Was die Verantwortlichen wollten und wollen ist, ihr Produkt Fußball so schön wie möglich zu halten – ohne störende Kritik. Die oft als „sogenannte Fußballfans“bezeichneten Anhänger sind dagegen oft unbequem. Sie üben Kritik am reinen Kommerzapparat, mischen sich ein und – das wird oft vergessen – stehen seit Jahrzehnten gegen Rassismus ein. Von all ihren Überzeugungen werden sie nun nicht abweichen.
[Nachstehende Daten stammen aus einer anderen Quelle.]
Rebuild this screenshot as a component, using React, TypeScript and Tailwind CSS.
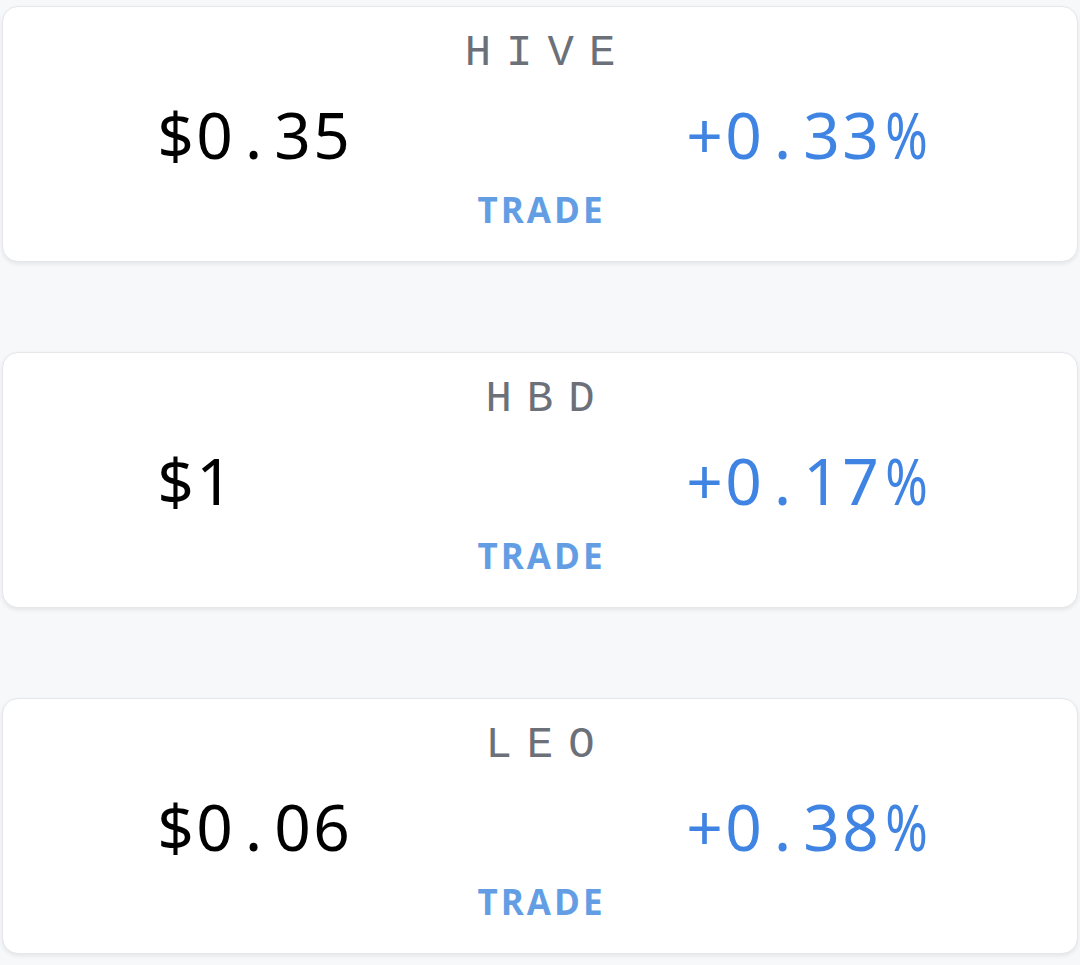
import React from "react";

const items = [
  { sym: "HIVE", price: "$0.35", change: "+0.33%" },
  { sym: "HBD", price: "$1", change: "+0.17%" },
  { sym: "LEO", price: "$0.06", change: "+0.38%" },
];

const mono = '"Liberation Mono", monospace';
const sans = '"Noto Sans", sans-serif';

function MonoText({ text, className }: { text: string; className: string }) {
  return (
    <span className={`flex ${className}`} style={{ fontFamily: sans }}>
      {text.split("").map((ch, i) => (
        <span key={i} className="inline-block w-[39px] text-center">
          {ch === "%" ? <span className="inline-block scale-x-[0.8]">%</span> : ch}
        </span>
      ))}
    </span>
  );
}

function Card({ sym, price, change }: { sym: string; price: string; change: string }) {
  return (
    <div className="flex flex-col items-center rounded-[16px] border border-[#e6e7ea] bg-white pt-[22px] pb-[31px] shadow-[0_2px_4px_rgba(0,0,0,0.08)]">
      <div
        className="h-[48px] pl-[15px] text-[44px] leading-[48px] tracking-[15px] text-[#6b7079]"
        style={{ fontFamily: mono }}
      >
        {sym}
      </div>
      <div className="mt-[26px] flex h-[64px] w-full items-center justify-between pl-[153px] pr-[158px] text-[64px] leading-[64px]">
        <MonoText text={price} className="text-black" />
        <MonoText text={change} className="text-[#3f84e3]" />
      </div>
      <div
        className="mt-[23px] h-[40px] pl-[3px] text-[35px] font-bold leading-[40px] tracking-[3px] text-[#639ee4]"
        style={{ fontFamily: '"Open Sans", sans-serif' }}
      >
        TRADE
      </div>
    </div>
  );
}

export default function App() {
  return (
    <div className="min-h-[965px] bg-[#f7f8fa] px-[2px] pt-[6px]">
      <div className="flex flex-col gap-[90px]">
        {items.map((it) => (
          <Card key={it.sym} {...it} />
        ))}
      </div>
    </div>
  );
}
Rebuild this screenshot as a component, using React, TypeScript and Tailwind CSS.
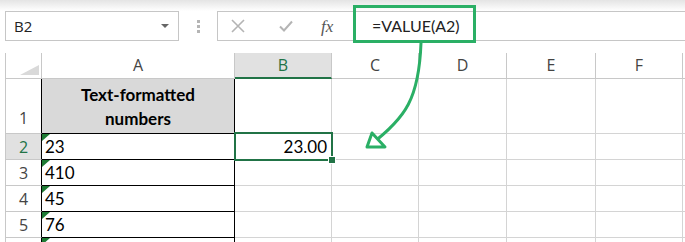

Noch schlimmer aber ist, dass die DFL nun den Kampf gegen die Ultras offiziell eröffnet hat, die sich nun mehr und mehr solidarisieren.
Etwa zeitgleich mit Sinsheim zeigten die BVB-Fans ein Banner mit der Aufschrift: „Wer die Toten von Hanau missbraucht, um die Fankurven mundtot zu machen, der beweist mehr Anstandslosigkeit als jedes Fadenkreuz.“Ab sofort dürfte fast kein Spiel mehr ohne „Hurensohn“-Rufe und ein solches Plakat auskommen. Ein Spielbetrieb wird nach dem durch die DFL geschaffenen Präzedenzfall bei diesen Maßstäben unmöglich werden, kein Duell über die volle Distanz gehen. Der 29. Februar wird daher nicht als der Tag in die Geschichte eingehen, an dem sich der deutsche Fußball zum ersten Mal vollends und geschlossen gegen Rassismus stellte. Es wird der Tag bleiben, an dem der Kulturkampf erst so richtig begann.